L’association d’idées, qu’il convient certes de bannir de la pensée explicite et rationnelle, est le moteur de cette phase préconceptuelle de la pensée : elle est comme l’engrais que nous ne mangeons pas mais qui nourrit les plantes qui nous alimentent.

Dans les moments de détente et de rêverie qui précèdent ou suivent le sommeil, lorsque nous nous laissons aller, des idées, images et impulsions se succèdent dans notre esprit : la glande cérébrale les produit spontanément tout comme les glandes endocrines sécrètent des hormones. Le cerveau humain est le lieu naturel de naissance des idées nouvelles.

L’association d’idées n’obéit pas à un ordre logique. Suscitée par l’assonance des mots, par la ressemblance des images, elle suit des chemins aléatoires en regard de l’ordre des choses : elle est comme la main qui bat un jeu de cartes.

Parmi les idées, les images qui défilent ainsi dans notre esprit, la plupart n’ont aucun intérêt : elles seraient aussi nocives que ne le sont la plupart des mutations génétiques.
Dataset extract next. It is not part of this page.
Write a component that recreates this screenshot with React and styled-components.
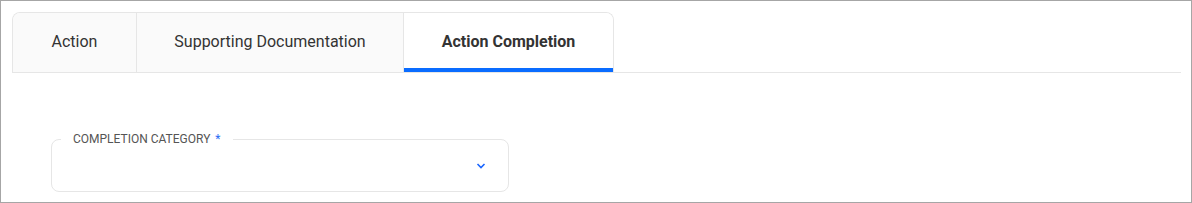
import React from "react";
import styled, { createGlobalStyle } from "styled-components";

const Global = createGlobalStyle`
  html, body { margin: 0; padding: 0; background: #fff; }
  body { font-family: Roboto, "Liberation Sans", sans-serif; }
  * { box-sizing: border-box; }
`;

const Frame = styled.div`
  width: 1192px;
  height: 203px;
  border: 1px solid #a6a6a6;
  padding: 11px 10px 0 11px;
  background: #fff;
`;

const TabList = styled.div`
  display: flex;
  border-bottom: 1px solid #e6e6e6;
`;

const TabGroup = styled.div`
  display: flex;
  border: 1px solid #e6e6e6;
  border-bottom: none;
  border-radius: 8px 8px 0 0;
  overflow: hidden;
`;

const Tab = styled.button`
  position: relative;
  height: 59px;
  width: ${(p) => p.$w}px;
  border: none;
  border-left: ${(p) => (p.$first ? "none" : "1px solid #e6e6e6")};
  background: ${(p) => (p.$active ? "#fff" : "#fafafa")};
  font-family: Roboto, "Liberation Sans", sans-serif;
  font-size: 16px;
  font-weight: ${(p) => (p.$active ? 700 : 400)};
  color: #333;
  padding: 0 0 2px;
  cursor: pointer;
  &::after {
    content: "";
    display: ${(p) => (p.$active ? "block" : "none")};
    position: absolute;
    left: 0;
    right: 0;
    bottom: 0;
    height: 4px;
    background: #0a6cff;
  }
`;

const Body = styled.div`
  padding: 66px 0 0 39px;
`;

const Field = styled.fieldset`
  margin: 0;
  width: 458px;
  height: 53px;
  border: 1px solid #e6e6e6;
  border-radius: 8px;
  padding: 0 22px 0 10px;
  display: flex;
  align-items: center;
  justify-content: flex-end;
  position: relative;
`;

const Legend = styled.legend`
  position: absolute;
  top: -9px;
  left: 9px;
  background: #fff;
  padding: 0 12px;
  font-size: 12px;
  color: #555;
  text-transform: uppercase;
  line-height: 16px;
`;

const Star = styled.span`
  color: #2a6df4;
  margin-left: 5px;
`;

const Chevron = styled.svg`
  width: 10px;
  height: 10px;
  margin-top: 1px;
`;

export default function App() {
  return (
    <>
      <Global />
      <Frame>
        <TabList>
          <TabGroup>
            <Tab $first $w={123}>Action</Tab>
            <Tab $w={267}>Supporting Documentation</Tab>
            <Tab $active $w={210}>Action Completion</Tab>
          </TabGroup>
        </TabList>
        <Body>
          <Field>
            <Legend>
              Completion Category<Star>*</Star>
            </Legend>
            <Chevron viewBox="0 0 10 10">
              <polyline points="1.5,3 5,6.5 8.5,3" fill="none" stroke="#1a66ff" strokeWidth="1.6" />
            </Chevron>
          </Field>
        </Body>
      </Frame>
    </>
  );
}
Quelques-unes, rares, sont potentiellement fécondes : elles ont mis en rapport des choses qu’il serait utile de rapprocher, suggéré la démarche ingénieuse à laquelle on n’aurait jamais pensé si l’on était resté enfermé dans la rationalité de la grille conceptuelle, proposé des principes dont il sera possible de tirer une moisson de conséquences.

Pour repérer, dans le flot d'idées que produit spontanément la glande cérébrale, celles qui sont potentiellement fécondes, il faut faire un tri : c'est le rôle de l’intelligence créative, qui suppose de la méthode, une sensibilité d’un type particulier et l'intervention de la mémoire.